### WHAT YOU WILL DO
Below are some records. How many of their lines contain the string "with"? Give the number only.

* BEGIN DATASET EXTRACT *

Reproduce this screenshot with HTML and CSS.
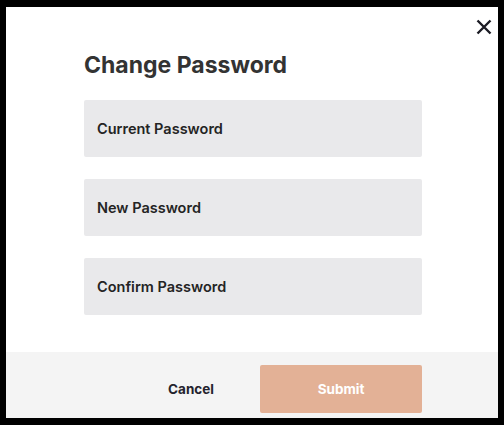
FILE: index.html
```html
<!DOCTYPE html>
<html>
<head>
<meta charset="utf-8">
<link rel="stylesheet" href="styles.css">
</head>
<body>
<div class="modal">
  <button class="close" aria-label="Close">
    <svg width="16" height="16" viewBox="0 0 16 16"><path d="M1.5 1.5 L14.5 14.5 M14.5 1.5 L1.5 14.5" stroke="#1b1b24" stroke-width="2.4" fill="none"/></svg>
  </button>
  <div class="content">
    <h1 class="title">Change Password</h1>
    <div class="field">Current Password</div>
    <div class="field">New Password</div>
    <div class="field">Confirm Password</div>
  </div>
  <div class="footer">
    <button class="cancel">Cancel</button>
    <button class="submit">Submit</button>
  </div>
</div>
</body>
</html>
```
FILE: styles.css
```css
html, body {
  margin: 0;
  padding: 0;
  background: #000;
  height: 100%;
}
body {
  padding: 7px 6px;
  box-sizing: border-box;
  font-family: Inter, "Noto Sans", sans-serif;
}
.modal {
  background: #fff;
  height: 411px;
  display: flex;
  flex-direction: column;
  position: relative;
}
.close {
  position: absolute;
  top: 11px;
  right: 5px;
  width: 18px;
  height: 18px;
  padding: 0;
  border: 0;
  background: none;
  display: flex;
  align-items: center;
  justify-content: center;
}
.content {
  flex: 1;
  padding: 43px 76px 0 78px;
}
.title {
  margin: 0 0 20px 0;
  font-size: 23px;
  font-weight: 700;
  color: #333;
  line-height: 30px;
  letter-spacing: 0;
}
.field {
  height: 57px;
  background: #e9e9eb;
  border-radius: 2px;
  margin-bottom: 22px;
  padding-left: 13px;
  display: flex;
  align-items: center;
  font-size: 14.5px;
  font-weight: 600;
  color: #242424;
}
.footer {
  height: 66px;
  background: #f4f4f4;
  display: flex;
  align-items: center;
  justify-content: flex-end;
  padding-right: 76px;
  gap: 8px;
  padding-top: 7px;
  box-sizing: border-box;
}
.cancel {
  width: 122px;
  height: 48px;
  border: 0;
  background: none;
  font-family: Inter, "Noto Sans", sans-serif;
  font-size: 13.5px;
  font-weight: 700;
  color: #24232d;
}
.submit {
  width: 162px;
  height: 48px;
  border: 0;
  border-radius: 2px;
  background: #e3b196;
  font-family: Inter, "Noto Sans", sans-serif;
  font-size: 13.5px;
  font-weight: 700;
  color: #fff;
}
```
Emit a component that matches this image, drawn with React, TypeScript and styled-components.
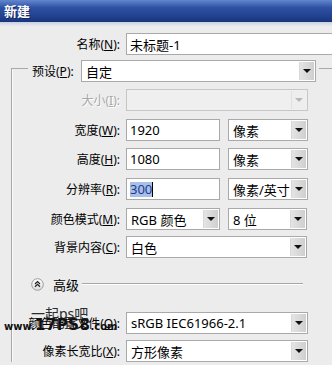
import styled, { createGlobalStyle } from 'styled-components';

const GlobalStyle = createGlobalStyle`
  html, body {
    margin: 0;
    padding: 0;
    background: #ececec;
  }
  body {
    font-family: "Noto Sans", "Noto Sans CJK SC", sans-serif;
    font-size: 12px;
    color: #000;
  }
`;

type SelectProps = {
  w: number;
  value?: string;
  disabled?: boolean;
};

function Select({ w, value, disabled }: SelectProps) {
  return (
    <SelectBox $w={w} $disabled={disabled}>
      <SelectValue>{value}</SelectValue>
      <DropButton $disabled={disabled}>
        <Arrow $disabled={disabled} />
      </DropButton>
    </SelectBox>
  );
}

export default function App() {
  return (
    <>
      <GlobalStyle />
      <Window>
        <TitleBar>新建</TitleBar>
        <Strip />
        <Row $mt={7}>
          <Label $w={126}>
            名称(<u>N</u>):
          </Label>
          <TextBox $w={220}>未标题-1</TextBox>
        </Row>

        <Group>
          <Legend>
            <LegendInner>
              <LegendLabel>
                预设(<u>P</u>):
              </LegendLabel>
              <Select w={235} value="自定" />
            </LegendInner>
          </Legend>

          <Row $mt={7}>
            <Label $w={114} $disabled>
              大小(<u>I</u>):
            </Label>
            <Select w={182} disabled />
          </Row>
          <Row $mt={8}>
            <Label $w={114}>
              宽度(<u>W</u>):
            </Label>
            <TextBox $w={94}>1920</TextBox>
            <Gap />
            <Select w={80} value="像素" />
          </Row>
          <Row $mt={7}>
            <Label $w={114}>
              高度(<u>H</u>):
            </Label>
            <TextBox $w={94}>1080</TextBox>
            <Gap />
            <Select w={80} value="像素" />
          </Row>
          <Row $mt={8}>
            <Label $w={114}>
              分辨率(<u>R</u>):
            </Label>
            <TextBox $w={94}>
              <Selected>300</Selected>
              <Caret />
            </TextBox>
            <Gap />
            <Select w={80} value="像素/英寸" />
          </Row>
          <Row $mt={8}>
            <Label $w={114}>
              颜色模式(<u>M</u>):
            </Label>
            <Select w={94} value="RGB 颜色" />
            <Gap />
            <Select w={79} value="8 位" />
          </Row>
          <Row $mt={6}>
            <Label $w={114}>
              背景内容(<u>C</u>):
            </Label>
            <Select w={181} value="白色" />
          </Row>

          <AdvancedRow>
            <svg width="13" height="13" viewBox="0 0 13 13">
              <defs>
                <linearGradient id="adv" x1="0" y1="0" x2="0" y2="1">
                  <stop offset="0" stopColor="#ffffff" />
                  <stop offset="1" stopColor="#dcdcdc" />
                </linearGradient>
              </defs>
              <circle cx="6.5" cy="6.5" r="5.8" fill="url(#adv)" stroke="#9c9c9c" />
              <polyline points="4,6 6.5,3.6 9,6" fill="none" stroke="#222" strokeWidth="1.2" />
              <polyline points="4,8.8 6.5,6.4 9,8.8" fill="none" stroke="#222" strokeWidth="1.2" />
            </svg>
            <AdvancedText>高级</AdvancedText>
            <Rule />
          </AdvancedRow>

          <Row $mt={19}>
            <Label $w={114}>
              颜色配置文件(<u>O</u>):
            </Label>
            <Select w={182} value="sRGB IEC61966-2.1" />
          </Row>
          <Row $mt={6}>
            <Label $w={114}>
              像素长宽比(<u>X</u>):
            </Label>
            <Select w={182} value="方形像素" />
          </Row>
        </Group>

        <Watermark>
          <WatermarkTop>一起ps吧</WatermarkTop>
          <WatermarkSite>
            <small>www.</small>17PS8<small>.com</small>
          </WatermarkSite>
        </Watermark>
      </Window>
    </>
  );
}

const Window = styled.div`
  position: relative;
  width: 332px;
  height: 365px;
  overflow: hidden;
  background: #ececec;
`;
const TitleBar = styled.div`
  height: 22px;
  line-height: 22px;
  padding-left: 4px;
  color: #fff;
  font-weight: bold;
  font-size: 13px;
  text-shadow: 1px 1px 0 #102868;
  background: linear-gradient(#6287cf 0%, #2f51a3 35%, #22418f 75%, #1a3479 100%);
`;
const Strip = styled.div`
  height: 4px;
  background: linear-gradient(#c6d0e2, #e6e9ef);
`;
const Row = styled.div<{ $mt: number }>`
  display: flex;
  align-items: center;
  height: 22px;
  margin-top: ${(p) => p.$mt}px;
`;
const Label = styled.div<{ $w: number; $disabled?: boolean }>`
  width: ${(p) => p.$w}px;
  flex-shrink: 0;
  box-sizing: border-box;
  padding-right: 6px;
  text-align: right;
  white-space: nowrap;
  color: ${(p) => (p.$disabled ? '#a8a8a8' : '#000')};
  text-shadow: ${(p) => (p.$disabled ? '1px 1px 0 #fff' : 'none')};
`;
const TextBox = styled.div<{ $w: number }>`
  width: ${(p) => p.$w}px;
  height: 22px;
  flex-shrink: 0;
  box-sizing: border-box;
  display: flex;
  align-items: center;
  padding-left: 3px;
  background: #fff;
  border: 1px solid #a9a9a9;
  white-space: nowrap;
  font-size: 13px;
`;
const Selected = styled.span`
  background: #a7bfe9;
  color: #1f3a8c;
  line-height: 15px;
`;
const Caret = styled.span`
  width: 1px;
  height: 15px;
  background: #000;
`;
const Gap = styled.div`
  width: 8px;
  flex-shrink: 0;
`;
const SelectBox = styled.div<{ $w: number; $disabled?: boolean }>`
  width: ${(p) => p.$w}px;
  height: 22px;
  flex-shrink: 0;
  box-sizing: border-box;
  display: flex;
  align-items: stretch;
  background: ${(p) => (p.$disabled ? '#efefef' : '#fff')};
  border: 1px solid ${(p) => (p.$disabled ? '#c6c6c6' : '#a9a9a9')};
`;
const SelectValue = styled.div`
  flex: 1;
  display: flex;
  align-items: center;
  padding-left: 4px;
  white-space: nowrap;
  overflow: hidden;
  font-size: 13px;
`;
const DropButton = styled.div<{ $disabled?: boolean }>`
  width: 14px;
  margin: 1px;
  display: flex;
  align-items: center;
  justify-content: center;
  background: ${(p) =>
    p.$disabled ? '#eeeeee' : 'linear-gradient(90deg, #e4e4e4, #cfcfcf)'};
  border-left: 1px solid ${(p) => (p.$disabled ? '#e0e0e0' : '#d8d8d8')};
`;
const Arrow = styled.div<{ $disabled?: boolean }>`
  width: 0;
  height: 0;
  border-left: 4px solid transparent;
  border-right: 4px solid transparent;
  border-top: 4px solid ${(p) => (p.$disabled ? '#b8b8b8' : '#111')};
`;
const Group = styled.fieldset`
  margin: -1px 0 0 11px;
  padding: 0;
  min-width: 0;
  width: 420px;
  border: none;
  border-top: 1px solid #a8a8a8;
  border-left: 1px solid #a8a8a8;
  box-shadow: inset 1px 0 0 #fafafa;
`;
const Legend = styled.legend`
  margin-left: 16px;
  padding: 6px 3px 0 4px;
`;
const LegendInner = styled.div`
  display: flex;
  align-items: center;
  height: 22px;
`;
const LegendLabel = styled.div`
  width: 49px;
  white-space: nowrap;
`;
const AdvancedRow = styled.div`
  display: flex;
  align-items: center;
  height: 18px;
  margin-top: 17px;
  padding-left: 19px;
`;
const AdvancedText = styled.span`
  margin-left: 9px;
  font-size: 13px;
`;
const Rule = styled.div`
  width: 221px;
  margin-left: 3px;
  border-top: 1px solid #a6a6a6;
  border-bottom: 1px solid #fff;
`;
const Watermark = styled.div`
  position: absolute;
  left: 4px;
  top: 306px;
  pointer-events: none;
`;
const WatermarkTop = styled.div`
  margin-left: 27px;
  font-size: 14px;
  line-height: 15px;
  color: #2b2b2b;
`;
const WatermarkSite = styled.div`
  margin-top: -4px;
  font-family: "DejaVu Sans", sans-serif;
  font-weight: bold;
  font-size: 15px;
  line-height: 16px;
  color: #111;
  letter-spacing: 0.5px;
  small {
    font-size: 10px;
    letter-spacing: 0;
  }
`;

* END DATASET EXTRACT *

### COMPLETE RESPONSE
2